Return all of the entries word for word, but omit the pictures they contain.

[Start Supplied entries]

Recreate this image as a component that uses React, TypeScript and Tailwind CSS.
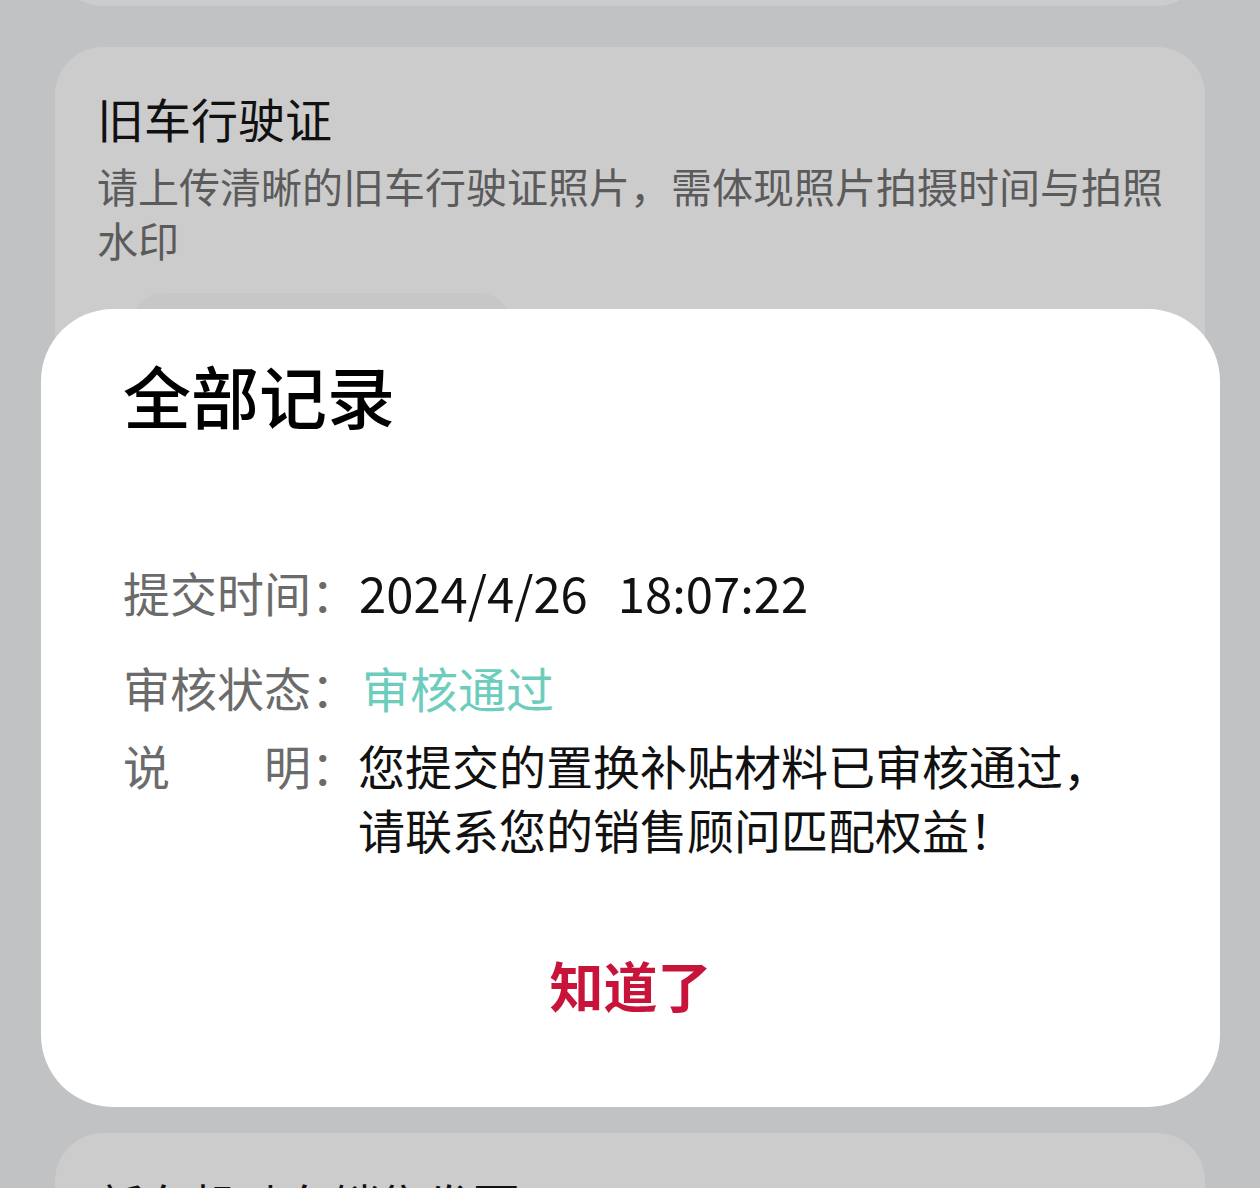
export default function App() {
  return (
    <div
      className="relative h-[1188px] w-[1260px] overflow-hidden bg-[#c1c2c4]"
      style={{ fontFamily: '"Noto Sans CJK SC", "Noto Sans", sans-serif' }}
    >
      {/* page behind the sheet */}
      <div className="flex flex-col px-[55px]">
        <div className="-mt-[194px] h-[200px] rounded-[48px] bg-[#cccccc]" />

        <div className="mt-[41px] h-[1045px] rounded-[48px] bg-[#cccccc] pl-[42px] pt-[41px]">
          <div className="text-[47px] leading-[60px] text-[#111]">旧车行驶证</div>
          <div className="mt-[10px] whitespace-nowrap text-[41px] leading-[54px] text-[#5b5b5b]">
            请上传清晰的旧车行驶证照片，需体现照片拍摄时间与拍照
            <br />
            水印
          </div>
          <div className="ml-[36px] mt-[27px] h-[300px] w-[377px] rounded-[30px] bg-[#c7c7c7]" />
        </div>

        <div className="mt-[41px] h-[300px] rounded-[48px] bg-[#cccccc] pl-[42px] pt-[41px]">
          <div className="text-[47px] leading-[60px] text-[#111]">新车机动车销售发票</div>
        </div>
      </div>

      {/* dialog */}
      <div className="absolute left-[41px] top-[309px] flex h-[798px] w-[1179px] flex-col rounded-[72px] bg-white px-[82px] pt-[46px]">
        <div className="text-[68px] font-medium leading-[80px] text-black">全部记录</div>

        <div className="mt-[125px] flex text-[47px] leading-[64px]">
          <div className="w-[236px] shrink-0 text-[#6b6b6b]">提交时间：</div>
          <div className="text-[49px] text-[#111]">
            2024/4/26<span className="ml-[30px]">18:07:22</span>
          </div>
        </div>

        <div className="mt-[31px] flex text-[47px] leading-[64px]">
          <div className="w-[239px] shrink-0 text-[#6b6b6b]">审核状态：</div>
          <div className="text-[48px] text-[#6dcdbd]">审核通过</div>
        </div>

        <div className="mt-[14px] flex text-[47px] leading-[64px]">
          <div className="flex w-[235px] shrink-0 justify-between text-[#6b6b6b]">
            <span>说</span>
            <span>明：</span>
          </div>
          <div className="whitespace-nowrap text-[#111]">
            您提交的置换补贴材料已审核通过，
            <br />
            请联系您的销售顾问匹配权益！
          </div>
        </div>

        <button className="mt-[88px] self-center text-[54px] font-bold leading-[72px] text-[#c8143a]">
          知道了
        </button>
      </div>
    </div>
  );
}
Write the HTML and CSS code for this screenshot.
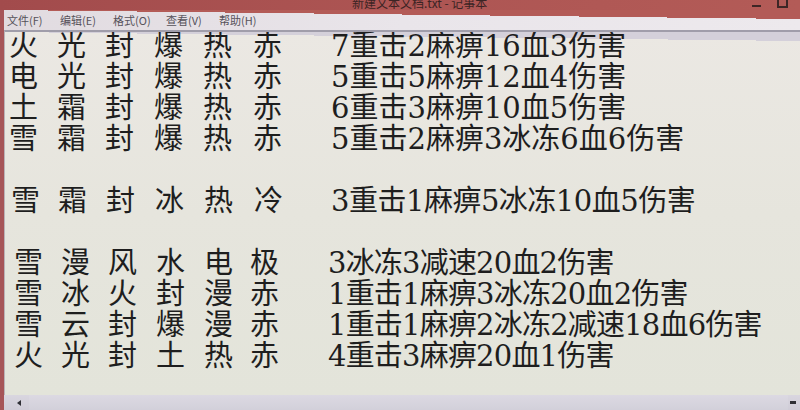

[End Supplied entries]

> **Exercise result**
Recreate this image as a component that uses React, TypeScript and Tailwind CSS.
export default function App() {
  return (
    <div
      className="relative h-[1188px] w-[1260px] overflow-hidden bg-[#c1c2c4]"
      style={{ fontFamily: '"Noto Sans CJK SC", "Noto Sans", sans-serif' }}
    >
      {/* page behind the sheet */}
      <div className="flex flex-col px-[55px]">
        <div className="-mt-[194px] h-[200px] rounded-[48px] bg-[#cccccc]" />

        <div className="mt-[41px] h-[1045px] rounded-[48px] bg-[#cccccc] pl-[42px] pt-[41px]">
          <div className="text-[47px] leading-[60px] text-[#111]">旧车行驶证</div>
          <div className="mt-[10px] whitespace-nowrap text-[41px] leading-[54px] text-[#5b5b5b]">
            请上传清晰的旧车行驶证照片，需体现照片拍摄时间与拍照
            <br />
            水印
          </div>
          <div className="ml-[36px] mt-[27px] h-[300px] w-[377px] rounded-[30px] bg-[#c7c7c7]" />
        </div>

        <div className="mt-[41px] h-[300px] rounded-[48px] bg-[#cccccc] pl-[42px] pt-[41px]">
          <div className="text-[47px] leading-[60px] text-[#111]">新车机动车销售发票</div>
        </div>
      </div>

      {/* dialog */}
      <div className="absolute left-[41px] top-[309px] flex h-[798px] w-[1179px] flex-col rounded-[72px] bg-white px-[82px] pt-[46px]">
        <div className="text-[68px] font-medium leading-[80px] text-black">全部记录</div>

        <div className="mt-[125px] flex text-[47px] leading-[64px]">
          <div className="w-[236px] shrink-0 text-[#6b6b6b]">提交时间：</div>
          <div className="text-[49px] text-[#111]">
            2024/4/26<span className="ml-[30px]">18:07:22</span>
          </div>
        </div>

        <div className="mt-[31px] flex text-[47px] leading-[64px]">
          <div className="w-[239px] shrink-0 text-[#6b6b6b]">审核状态：</div>
          <div className="text-[48px] text-[#6dcdbd]">审核通过</div>
        </div>

        <div className="mt-[14px] flex text-[47px] leading-[64px]">
          <div className="flex w-[235px] shrink-0 justify-between text-[#6b6b6b]">
            <span>说</span>
            <span>明：</span>
          </div>
          <div className="whitespace-nowrap text-[#111]">
            您提交的置换补贴材料已审核通过，
            <br />
            请联系您的销售顾问匹配权益！
          </div>
        </div>

        <button className="mt-[88px] self-center text-[54px] font-bold leading-[72px] text-[#c8143a]">
          知道了
        </button>
      </div>
    </div>
  );
}
Write the HTML and CSS code for this screenshot.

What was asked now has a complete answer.